--- begin Data extract ---
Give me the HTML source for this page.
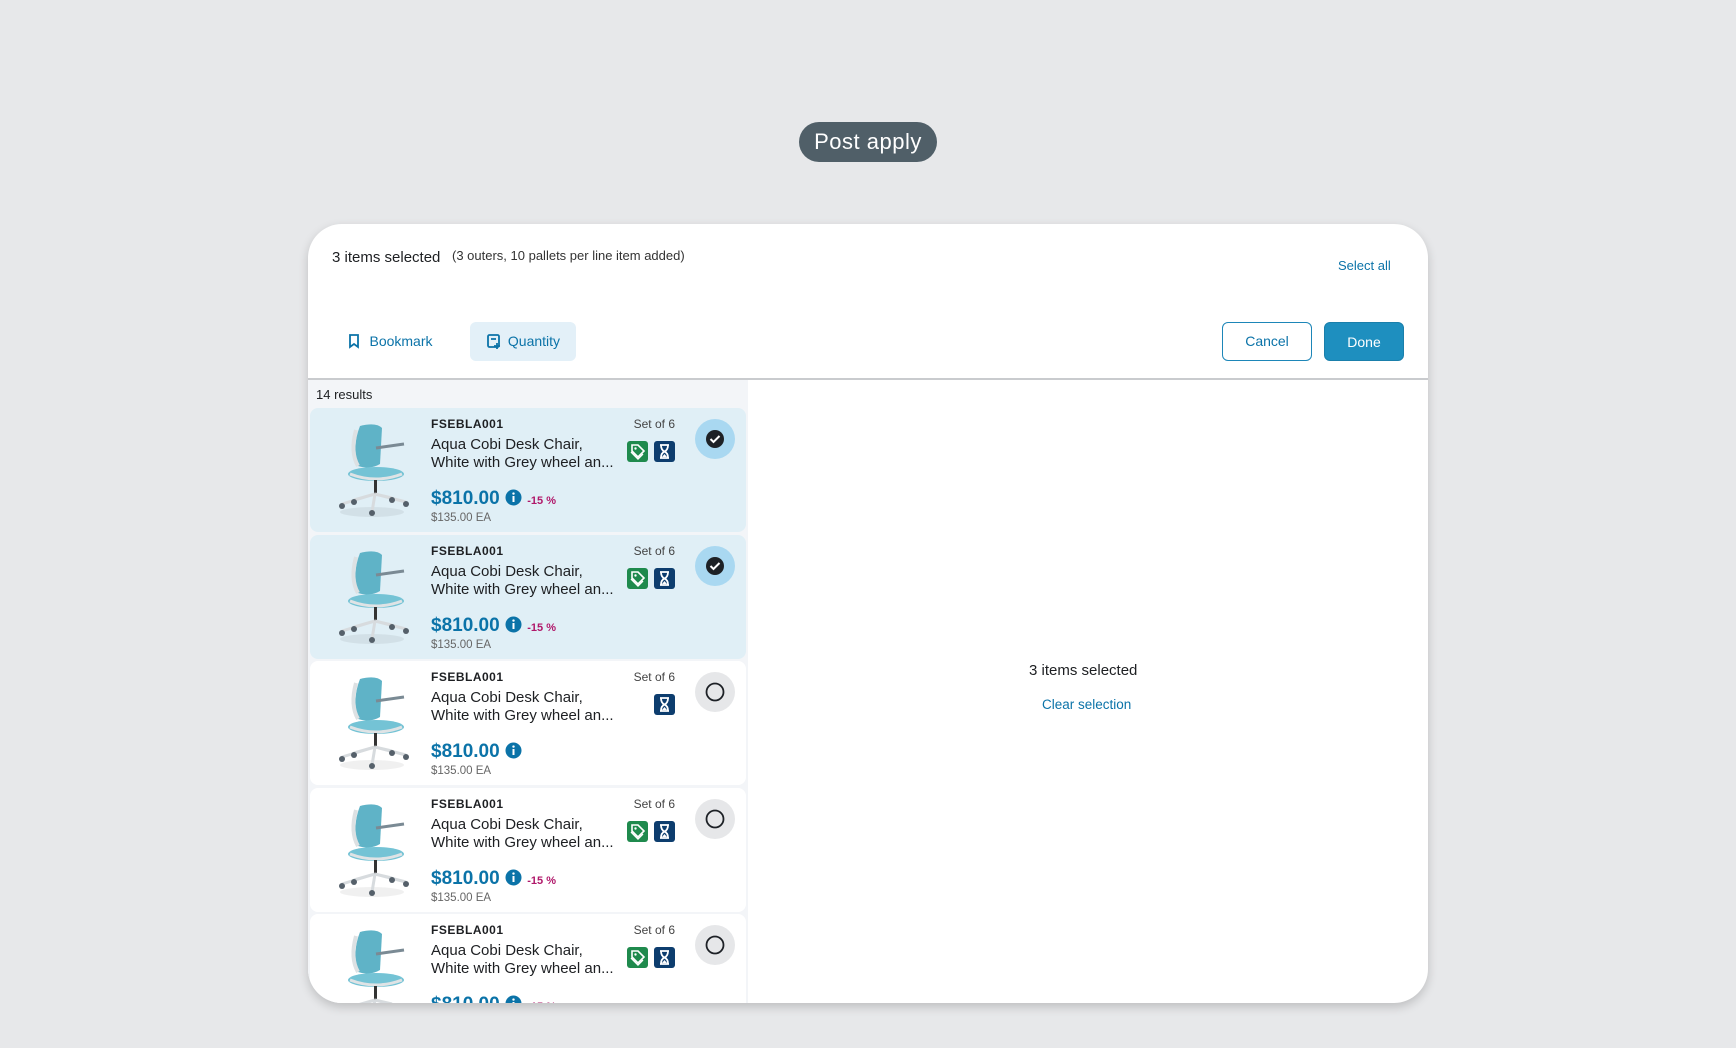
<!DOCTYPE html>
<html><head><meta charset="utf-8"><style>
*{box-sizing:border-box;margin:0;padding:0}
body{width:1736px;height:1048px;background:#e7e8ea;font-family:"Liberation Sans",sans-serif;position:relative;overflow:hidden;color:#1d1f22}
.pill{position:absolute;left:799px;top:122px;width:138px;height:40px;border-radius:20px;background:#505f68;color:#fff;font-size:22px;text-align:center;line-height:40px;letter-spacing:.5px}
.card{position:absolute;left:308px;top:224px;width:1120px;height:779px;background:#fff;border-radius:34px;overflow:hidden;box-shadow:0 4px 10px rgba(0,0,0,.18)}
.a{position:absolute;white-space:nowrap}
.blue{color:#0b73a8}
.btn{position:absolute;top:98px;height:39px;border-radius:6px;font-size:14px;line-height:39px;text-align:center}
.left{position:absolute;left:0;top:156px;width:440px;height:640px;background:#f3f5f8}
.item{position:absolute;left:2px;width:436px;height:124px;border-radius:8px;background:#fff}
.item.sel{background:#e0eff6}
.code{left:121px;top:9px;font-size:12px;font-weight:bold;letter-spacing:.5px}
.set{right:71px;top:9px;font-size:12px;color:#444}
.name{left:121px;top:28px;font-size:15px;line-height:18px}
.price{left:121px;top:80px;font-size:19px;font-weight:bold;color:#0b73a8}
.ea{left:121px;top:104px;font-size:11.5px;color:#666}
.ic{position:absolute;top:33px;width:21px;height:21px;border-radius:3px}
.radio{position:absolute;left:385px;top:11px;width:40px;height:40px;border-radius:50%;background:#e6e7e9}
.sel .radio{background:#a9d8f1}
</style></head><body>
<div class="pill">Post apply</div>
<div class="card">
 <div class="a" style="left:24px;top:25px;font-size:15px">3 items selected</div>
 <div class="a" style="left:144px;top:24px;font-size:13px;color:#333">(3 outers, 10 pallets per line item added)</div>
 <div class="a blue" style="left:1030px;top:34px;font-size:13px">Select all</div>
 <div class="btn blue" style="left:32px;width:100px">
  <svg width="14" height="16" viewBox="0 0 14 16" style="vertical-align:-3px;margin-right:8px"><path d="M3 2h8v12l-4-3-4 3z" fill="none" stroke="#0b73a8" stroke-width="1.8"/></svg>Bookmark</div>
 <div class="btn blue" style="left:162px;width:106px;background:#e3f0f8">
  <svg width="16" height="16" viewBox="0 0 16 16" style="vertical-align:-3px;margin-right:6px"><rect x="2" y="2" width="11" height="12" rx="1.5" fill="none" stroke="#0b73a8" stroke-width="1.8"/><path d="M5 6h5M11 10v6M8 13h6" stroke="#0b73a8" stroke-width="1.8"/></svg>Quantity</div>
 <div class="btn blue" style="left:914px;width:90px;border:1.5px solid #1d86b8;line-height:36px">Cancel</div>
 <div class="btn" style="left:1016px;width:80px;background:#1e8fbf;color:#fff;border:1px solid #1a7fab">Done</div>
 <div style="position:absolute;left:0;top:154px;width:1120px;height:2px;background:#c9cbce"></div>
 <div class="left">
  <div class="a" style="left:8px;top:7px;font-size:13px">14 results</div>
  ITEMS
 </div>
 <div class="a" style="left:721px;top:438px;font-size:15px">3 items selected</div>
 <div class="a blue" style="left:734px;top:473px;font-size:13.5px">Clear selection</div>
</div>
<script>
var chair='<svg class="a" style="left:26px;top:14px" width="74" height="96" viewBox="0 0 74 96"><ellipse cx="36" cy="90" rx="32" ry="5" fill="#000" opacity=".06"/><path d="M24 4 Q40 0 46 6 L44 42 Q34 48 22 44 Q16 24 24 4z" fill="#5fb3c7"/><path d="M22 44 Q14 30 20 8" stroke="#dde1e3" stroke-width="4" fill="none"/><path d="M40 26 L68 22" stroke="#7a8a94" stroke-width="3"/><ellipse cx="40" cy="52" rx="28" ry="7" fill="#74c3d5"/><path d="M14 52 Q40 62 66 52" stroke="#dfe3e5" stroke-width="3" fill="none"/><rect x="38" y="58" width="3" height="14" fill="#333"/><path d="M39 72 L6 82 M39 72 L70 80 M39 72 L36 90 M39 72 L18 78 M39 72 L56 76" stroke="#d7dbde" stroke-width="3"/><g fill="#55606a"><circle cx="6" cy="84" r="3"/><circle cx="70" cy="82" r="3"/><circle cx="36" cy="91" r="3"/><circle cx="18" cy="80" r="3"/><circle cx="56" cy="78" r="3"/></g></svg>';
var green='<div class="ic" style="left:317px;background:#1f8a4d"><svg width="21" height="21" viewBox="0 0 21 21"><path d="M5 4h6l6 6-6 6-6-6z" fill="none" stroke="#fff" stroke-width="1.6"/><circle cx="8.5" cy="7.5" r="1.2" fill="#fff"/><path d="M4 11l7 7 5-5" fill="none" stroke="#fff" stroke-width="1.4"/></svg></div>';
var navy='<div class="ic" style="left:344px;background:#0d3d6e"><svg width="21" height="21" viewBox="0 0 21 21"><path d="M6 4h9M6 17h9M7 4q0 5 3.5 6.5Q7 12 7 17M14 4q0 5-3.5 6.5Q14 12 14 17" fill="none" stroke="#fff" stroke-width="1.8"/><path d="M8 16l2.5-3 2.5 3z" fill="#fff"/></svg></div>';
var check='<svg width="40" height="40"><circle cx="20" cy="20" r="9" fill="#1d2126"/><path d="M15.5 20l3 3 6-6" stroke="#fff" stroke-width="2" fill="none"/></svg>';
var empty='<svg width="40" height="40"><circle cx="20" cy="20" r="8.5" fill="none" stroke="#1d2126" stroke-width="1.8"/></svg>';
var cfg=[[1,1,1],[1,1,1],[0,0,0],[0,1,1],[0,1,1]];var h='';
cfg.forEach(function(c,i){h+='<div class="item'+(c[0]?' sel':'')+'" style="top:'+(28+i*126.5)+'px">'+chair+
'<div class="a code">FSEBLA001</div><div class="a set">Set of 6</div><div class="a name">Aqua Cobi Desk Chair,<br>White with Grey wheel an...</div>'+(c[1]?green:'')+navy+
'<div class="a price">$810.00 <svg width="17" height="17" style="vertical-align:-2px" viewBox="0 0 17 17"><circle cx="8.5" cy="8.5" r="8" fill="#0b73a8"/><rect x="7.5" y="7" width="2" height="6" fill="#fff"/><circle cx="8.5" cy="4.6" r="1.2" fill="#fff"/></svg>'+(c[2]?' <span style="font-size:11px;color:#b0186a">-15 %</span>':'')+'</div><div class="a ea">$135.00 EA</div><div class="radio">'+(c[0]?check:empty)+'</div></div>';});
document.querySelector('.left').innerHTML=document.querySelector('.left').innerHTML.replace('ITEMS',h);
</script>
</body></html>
--- end Data extract ---
_To be done_:
Reproduce the material above verbatim; omit every picture.

_Reply_:
Give me the HTML source for this page.
<!DOCTYPE html>
<html><head><meta charset="utf-8"><style>
*{box-sizing:border-box;margin:0;padding:0}
body{width:1736px;height:1048px;background:#e7e8ea;font-family:"Liberation Sans",sans-serif;position:relative;overflow:hidden;color:#1d1f22}
.pill{position:absolute;left:799px;top:122px;width:138px;height:40px;border-radius:20px;background:#505f68;color:#fff;font-size:22px;text-align:center;line-height:40px;letter-spacing:.5px}
.card{position:absolute;left:308px;top:224px;width:1120px;height:779px;background:#fff;border-radius:34px;overflow:hidden;box-shadow:0 4px 10px rgba(0,0,0,.18)}
.a{position:absolute;white-space:nowrap}
.blue{color:#0b73a8}
.btn{position:absolute;top:98px;height:39px;border-radius:6px;font-size:14px;line-height:39px;text-align:center}
.left{position:absolute;left:0;top:156px;width:440px;height:640px;background:#f3f5f8}
.item{position:absolute;left:2px;width:436px;height:124px;border-radius:8px;background:#fff}
.item.sel{background:#e0eff6}
.code{left:121px;top:9px;font-size:12px;font-weight:bold;letter-spacing:.5px}
.set{right:71px;top:9px;font-size:12px;color:#444}
.name{left:121px;top:28px;font-size:15px;line-height:18px}
.price{left:121px;top:80px;font-size:19px;font-weight:bold;color:#0b73a8}
.ea{left:121px;top:104px;font-size:11.5px;color:#666}
.ic{position:absolute;top:33px;width:21px;height:21px;border-radius:3px}
.radio{position:absolute;left:385px;top:11px;width:40px;height:40px;border-radius:50%;background:#e6e7e9}
.sel .radio{background:#a9d8f1}
</style></head><body>
<div class="pill">Post apply</div>
<div class="card">
 <div class="a" style="left:24px;top:25px;font-size:15px">3 items selected</div>
 <div class="a" style="left:144px;top:24px;font-size:13px;color:#333">(3 outers, 10 pallets per line item added)</div>
 <div class="a blue" style="left:1030px;top:34px;font-size:13px">Select all</div>
 <div class="btn blue" style="left:32px;width:100px">
  <svg width="14" height="16" viewBox="0 0 14 16" style="vertical-align:-3px;margin-right:8px"><path d="M3 2h8v12l-4-3-4 3z" fill="none" stroke="#0b73a8" stroke-width="1.8"/></svg>Bookmark</div>
 <div class="btn blue" style="left:162px;width:106px;background:#e3f0f8">
  <svg width="16" height="16" viewBox="0 0 16 16" style="vertical-align:-3px;margin-right:6px"><rect x="2" y="2" width="11" height="12" rx="1.5" fill="none" stroke="#0b73a8" stroke-width="1.8"/><path d="M5 6h5M11 10v6M8 13h6" stroke="#0b73a8" stroke-width="1.8"/></svg>Quantity</div>
 <div class="btn blue" style="left:914px;width:90px;border:1.5px solid #1d86b8;line-height:36px">Cancel</div>
 <div class="btn" style="left:1016px;width:80px;background:#1e8fbf;color:#fff;border:1px solid #1a7fab">Done</div>
 <div style="position:absolute;left:0;top:154px;width:1120px;height:2px;background:#c9cbce"></div>
 <div class="left">
  <div class="a" style="left:8px;top:7px;font-size:13px">14 results</div>
  ITEMS
 </div>
 <div class="a" style="left:721px;top:438px;font-size:15px">3 items selected</div>
 <div class="a blue" style="left:734px;top:473px;font-size:13.5px">Clear selection</div>
</div>
<script>
var chair='<svg class="a" style="left:26px;top:14px" width="74" height="96" viewBox="0 0 74 96"><ellipse cx="36" cy="90" rx="32" ry="5" fill="#000" opacity=".06"/><path d="M24 4 Q40 0 46 6 L44 42 Q34 48 22 44 Q16 24 24 4z" fill="#5fb3c7"/><path d="M22 44 Q14 30 20 8" stroke="#dde1e3" stroke-width="4" fill="none"/><path d="M40 26 L68 22" stroke="#7a8a94" stroke-width="3"/><ellipse cx="40" cy="52" rx="28" ry="7" fill="#74c3d5"/><path d="M14 52 Q40 62 66 52" stroke="#dfe3e5" stroke-width="3" fill="none"/><rect x="38" y="58" width="3" height="14" fill="#333"/><path d="M39 72 L6 82 M39 72 L70 80 M39 72 L36 90 M39 72 L18 78 M39 72 L56 76" stroke="#d7dbde" stroke-width="3"/><g fill="#55606a"><circle cx="6" cy="84" r="3"/><circle cx="70" cy="82" r="3"/><circle cx="36" cy="91" r="3"/><circle cx="18" cy="80" r="3"/><circle cx="56" cy="78" r="3"/></g></svg>';
var green='<div class="ic" style="left:317px;background:#1f8a4d"><svg width="21" height="21" viewBox="0 0 21 21"><path d="M5 4h6l6 6-6 6-6-6z" fill="none" stroke="#fff" stroke-width="1.6"/><circle cx="8.5" cy="7.5" r="1.2" fill="#fff"/><path d="M4 11l7 7 5-5" fill="none" stroke="#fff" stroke-width="1.4"/></svg></div>';
var navy='<div class="ic" style="left:344px;background:#0d3d6e"><svg width="21" height="21" viewBox="0 0 21 21"><path d="M6 4h9M6 17h9M7 4q0 5 3.5 6.5Q7 12 7 17M14 4q0 5-3.5 6.5Q14 12 14 17" fill="none" stroke="#fff" stroke-width="1.8"/><path d="M8 16l2.5-3 2.5 3z" fill="#fff"/></svg></div>';
var check='<svg width="40" height="40"><circle cx="20" cy="20" r="9" fill="#1d2126"/><path d="M15.5 20l3 3 6-6" stroke="#fff" stroke-width="2" fill="none"/></svg>';
var empty='<svg width="40" height="40"><circle cx="20" cy="20" r="8.5" fill="none" stroke="#1d2126" stroke-width="1.8"/></svg>';
var cfg=[[1,1,1],[1,1,1],[0,0,0],[0,1,1],[0,1,1]];var h='';
cfg.forEach(function(c,i){h+='<div class="item'+(c[0]?' sel':'')+'" style="top:'+(28+i*126.5)+'px">'+chair+
'<div class="a code">FSEBLA001</div><div class="a set">Set of 6</div><div class="a name">Aqua Cobi Desk Chair,<br>White with Grey wheel an...</div>'+(c[1]?green:'')+navy+
'<div class="a price">$810.00 <svg width="17" height="17" style="vertical-align:-2px" viewBox="0 0 17 17"><circle cx="8.5" cy="8.5" r="8" fill="#0b73a8"/><rect x="7.5" y="7" width="2" height="6" fill="#fff"/><circle cx="8.5" cy="4.6" r="1.2" fill="#fff"/></svg>'+(c[2]?' <span style="font-size:11px;color:#b0186a">-15 %</span>':'')+'</div><div class="a ea">$135.00 EA</div><div class="radio">'+(c[0]?check:empty)+'</div></div>';});
document.querySelector('.left').innerHTML=document.querySelector('.left').innerHTML.replace('ITEMS',h);
</script>
</body></html>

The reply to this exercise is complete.